Now let's do some analysis on where these points are located and what are the nearest/ farthest points of interest from JW Marriot.

In [8]:
print(f"\n--- Places of interest in numbers ---")
print(f"\tBeaches: {df_final['Beach'].value_counts()[1]} \tLakes: {df_final['Lake'].value_counts()[1]}")
print(f"\tScenic Lookouts: {df_final['Scenic_lookout'].value_counts()[1]} \tWaterfalls: {df_final['Waterfall'].value_counts()[1]}")

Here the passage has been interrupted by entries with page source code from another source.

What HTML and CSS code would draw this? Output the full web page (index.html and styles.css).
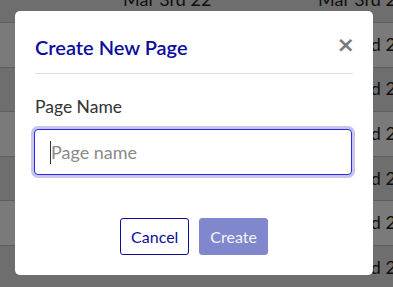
FILE: index.html
```html
<!DOCTYPE html>
<html>
<head>
    <meta name="viewport" content="width=device-width, initial-scale=1.0">
    <title>Pages</title>
    <link rel="stylesheet" href="styles.css">
</head>
<body>
    <div class="page-table">
        <div class="row"><span>Mar 3rd 22</span><span>Mar 3rd 22</span></div>
        <div class="row alt"><span>Mar 3rd 22</span><span>Mar 3rd 22</span></div>
        <div class="row"><span>Mar 3rd 22</span><span>Mar 3rd 22</span></div>
        <div class="row alt"><span>Mar 3rd 22</span><span>Mar 3rd 22</span></div>
        <div class="row"><span>Mar 3rd 22</span><span>Mar 3rd 22</span></div>
        <div class="row alt"><span>Mar 3rd 22</span><span>Mar 3rd 22</span></div>
        <div class="row"><span>Mar 3rd 22</span><span>Mar 3rd 22</span></div>
    </div>

    <div class="backdrop">
        <div class="modal">
            <div class="modal-header">
                <h2>Create New Page</h2>
                <button class="close-btn" aria-label="Close">&times;</button>
            </div>
            <div class="modal-body">
                <label for="pageName">Page Name</label>
                <div class="input-wrap">
                    <input id="pageName" type="text" placeholder="Page name" autofocus>
                    <span class="caret"></span>
                </div>
            </div>
            <div class="modal-footer">
                <button class="btn btn-outline">Cancel</button>
                <button class="btn btn-primary" disabled>Create</button>
            </div>
        </div>
    </div>
</body>
</html>
```

FILE: styles.css
```css
body {
    font-family: 'Lato', 'Liberation Sans', sans-serif;
    margin: 0;
    background: #fff;
    color: #333;
    overflow: hidden;
    height: 287px;
}
.page-table {
    margin-top: -21.6px;
}
.row {
    display: flex;
    align-items: center;
    height: 41.6px;
    padding-bottom: 2px;
    border-bottom: 1px solid #c4c4c4;
    background: #e6e6e6;
    font-size: 18px;
    color: #222;
    white-space: nowrap;
}
.row.alt {
    background: #fff;
}
.row span {
    width: 195px;
    flex-shrink: 0;
}
.row span:first-child {
    margin-left: 123px;
}
.backdrop {
    position: fixed;
    inset: 0;
    background: rgba(0,0,0,0.52);
}
.modal {
    position: absolute;
    left: 15px;
    top: 11px;
    width: 358px;
    height: 264px;
    box-sizing: border-box;
    background: #fff;
    border-radius: 5px;
    padding: 20px;
    display: flex;
    flex-direction: column;
}
.modal-header {
    display: flex;
    align-items: center;
    justify-content: space-between;
    padding-bottom: 14px;
    border-bottom: 1px solid #ddd;
}
.modal-header h2 {
    margin: 4px 0 0;
    font-size: 20px;
    font-weight: 600;
    color: #0d0d9c;
}
.close-btn {
    background: none;
    border: 0;
    padding: 0;
    margin-right: -2px;
    font-family: 'DejaVu Sans', sans-serif;
    font-size: 22px;
    font-weight: bold;
    color: #7a7a7a;
    line-height: 1;
    cursor: pointer;
}
.modal-body {
    padding-top: 22px;
    flex: 1;
}
.modal-body label {
    display: block;
    font-size: 17.5px;
    color: #333;
    margin-bottom: 12px;
}
.input-wrap {
    position: relative;
}
.modal-body input {
    display: block;
    width: 100%;
    height: 46px;
    box-sizing: border-box;
    margin-left: -1px;
    border: 1px solid #2727ee;
    border-radius: 4px;
    box-shadow: 0 0 0 3px #c6c6ec;
    outline: 0;
    padding: 0 16px;
    font-family: 'Lato', 'Liberation Sans', sans-serif;
    font-size: 18px;
    color: #333;
    caret-color: transparent;
}
.modal-body input::placeholder {
    color: #8a8a8a;
}
.caret {
    position: absolute;
    left: 15px;
    top: 12px;
    width: 1px;
    height: 23px;
    background: #333;
}
.modal-footer {
    display: flex;
    justify-content: center;
    gap: 10px;
}
.btn {
    height: 37px;
    padding: 0 10px;
    border-radius: 3px;
    font-family: 'Lato', 'Liberation Sans', sans-serif;
    font-size: 16px;
    cursor: pointer;
}
.btn-outline {
    background: #fff;
    border: 1px solid #0d0d9c;
    color: #0d0d9c;
}
.btn-primary {
    background: #8087cc;
    border: 1px solid #8087cc;
    color: #f4f4fb;
}
```
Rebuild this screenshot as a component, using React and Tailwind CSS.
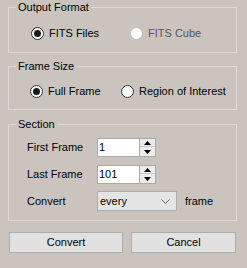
import React from 'react';

function Radio({ checked, disabled, label, className }) {
  return <label className={`flex items-center ${className}`}>
      <span className={`flex h-[13px] w-[13px] shrink-0 items-center justify-center rounded-full border bg-white ${disabled ? 'border-[#bcbcbc]' : 'border-[#333333]'}`}>
        {checked && <span className="h-[7px] w-[7px] rounded-full bg-[#1a1a1a]" />}
      </span>
      <span className={`ml-[5px] ${disabled ? 'text-[#555555]' : 'text-black'}`}>{label}</span>
    </label>;
}

function Group({ title, className, children }) {
  return <fieldset className={`ml-2 w-[229px] border border-[#dcdcdc] ${className}`}>
      <legend className="ml-[7px] px-[2px] leading-[13px] text-black">{title}</legend>
      {children}
    </fieldset>;
}

function Arrow({ up }) {
  return <svg width="7" height="4" viewBox="0 0 7 4">
      {up ? <path d="M3.5 0 L7 4 L0 4 Z" fill="#000" /> : <path d="M0 0 L7 0 L3.5 4 Z" fill="#000" />}
    </svg>;
}

function Spin({ value }) {
  return <div className="flex h-[19px] w-[59px] border border-[#a9a9a9] bg-white">
      <span className="flex-1 pl-[1px] leading-[17px] text-black">{value}</span>
      <div className="flex w-[16px] flex-col border-l border-[#a9a9a9]">
        <div className="flex h-[8px] items-center justify-center border-b border-[#c8c8c8] bg-[#ececec]"><Arrow up /></div>
        <div className="flex flex-1 items-center justify-center bg-[#ececec]"><Arrow /></div>
      </div>
    </div>;
}

export default function App() {
  return <div className="h-[268px] w-[247px] overflow-hidden bg-[#cbc4be] pt-[1px] font-['Liberation_Sans',Arial,sans-serif] text-[11px]">
      <Group title="Output Format">
        <div className="flex h-[38px] items-center pl-[22px]">
          <Radio checked label="FITS Files" className="w-[99px]" />
          <Radio disabled label="FITS Cube" />
        </div>
      </Group>
      <Group title="Frame Size" className="mt-[7px]">
        <div className="flex h-[36px] items-center pl-[21px]">
          <Radio checked label="Full Frame" className="w-[91px]" />
          <Radio label="Region of Interest" />
        </div>
      </Group>
      <Group title="Section" className="mt-[8px]">
        <div className="flex h-[89px] flex-col pl-[18px] pt-[7px]">
          <div className="flex items-center">
            <span className="w-[70px] text-black">First Frame</span>
            <Spin value="1" />
          </div>
          <div className="mt-[8px] flex items-center">
            <span className="w-[70px] text-black">Last Frame</span>
            <Spin value="101" />
          </div>
          <div className="mt-[7px] flex items-center">
            <span className="w-[70px] text-black">Convert</span>
            <div className="flex h-[20px] w-[80px] items-center justify-between border border-[#adadad] bg-[#e5e5e5] pl-[2px] pr-[6px]">
              <span className="text-black">every</span>
              <svg width="9" height="5" viewBox="0 0 9 5"><path d="M0.5 0.5 L4.5 4.5 L8.5 0.5" fill="none" stroke="#606060" strokeWidth="1" /></svg>
            </div>
            <span className="ml-[8px] text-black">frame</span>
          </div>
        </div>
      </Group>
      <div className="mt-[11px] flex pl-[9px]">
        <button className="h-[21px] w-[114px] border border-[#adadad] bg-[#e1e1e1] text-black">Convert</button>
        <button className="ml-[8px] h-[21px] w-[105px] border border-[#adadad] bg-[#e1e1e1] text-black">Cancel</button>
      </div>
    </div>;
}
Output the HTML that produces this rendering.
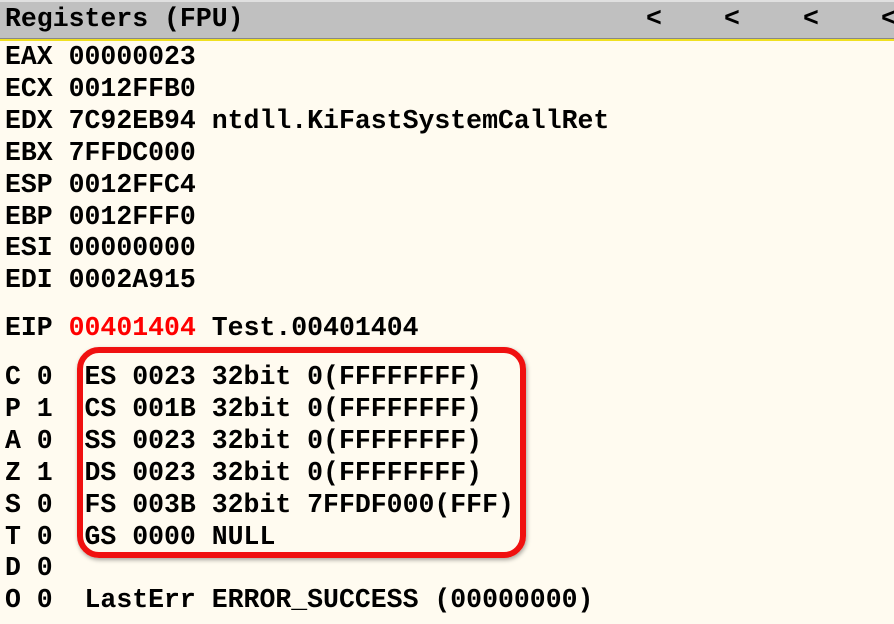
<!DOCTYPE html>
<html><head><style>
body{margin:0;width:894px;height:624px;background:#fffbf0;overflow:hidden;position:relative;font-family:"Liberation Mono",monospace;font-weight:bold;font-size:26.5px;color:#000}
.hdr{position:absolute;left:0;top:0;width:894px;height:36px;background:#c0c0c0;border-top:2px solid #e0e0e0;border-bottom:1px solid #888}
.yl{position:absolute;left:0;top:39px;width:894px;height:2px;background:#f0e020}
.t{position:absolute;left:5px;white-space:pre;line-height:31.9px}
.r{color:#f00}
.box{position:absolute;left:77px;top:347px;width:437px;height:199px;border:6px solid #f01010;border-radius:22px;box-shadow:1px 2px 4px rgba(0,0,0,.35)}
</style></head><body>
<div class="hdr"></div><div class="yl"></div>
<div class="t" style="top:4px">Registers (FPU)</div>
<div class="t" style="top:4px;left:646px">&lt;</div>
<div class="t" style="top:4px;left:724px">&lt;</div>
<div class="t" style="top:4px;left:803px">&lt;</div>
<div class="t" style="top:4px;left:881px">&lt;</div>
<div class="t" style="top:42px">EAX 00000023
ECX 0012FFB0
EDX 7C92EB94 ntdll.KiFastSystemCallRet
EBX 7FFDC000
ESP 0012FFC4
EBP 0012FFF0
ESI 00000000
EDI 0002A915</div>
<div class="t" style="top:313px">EIP <span class="r">00401404</span> Test.00401404</div>
<div class="t" style="top:362px">C 0  ES 0023 32bit 0(FFFFFFFF)
P 1  CS 001B 32bit 0(FFFFFFFF)
A 0  SS 0023 32bit 0(FFFFFFFF)
Z 1  DS 0023 32bit 0(FFFFFFFF)
S 0  FS 003B 32bit 7FFDF000(FFF)
T 0  GS 0000 NULL
D 0
O 0  LastErr ERROR_SUCCESS (00000000)</div>
<div class="box"></div>
</body></html>
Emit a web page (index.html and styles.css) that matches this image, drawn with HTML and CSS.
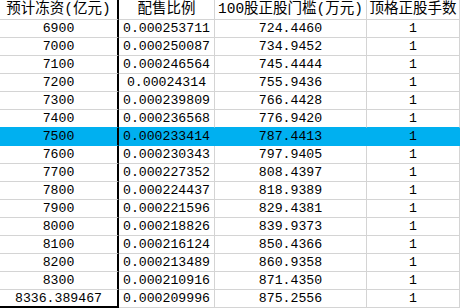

print(f"\n--- Cuisines of interest in numbers ---")
print(f"\tEthiopian Restaurants: {df_final['Ethiopian_restaurant'].value_counts()[1]} \tIndian Restaurants: {df_final['Indian_restaurant'].value_counts()[1]}")
print(f"\tItalian Restaurants: {df_final['Italian_restaurant'].value_counts()[1]} \tMexican Restaurants: {df_final['Mexican_restaurant'].value_counts()[1]}")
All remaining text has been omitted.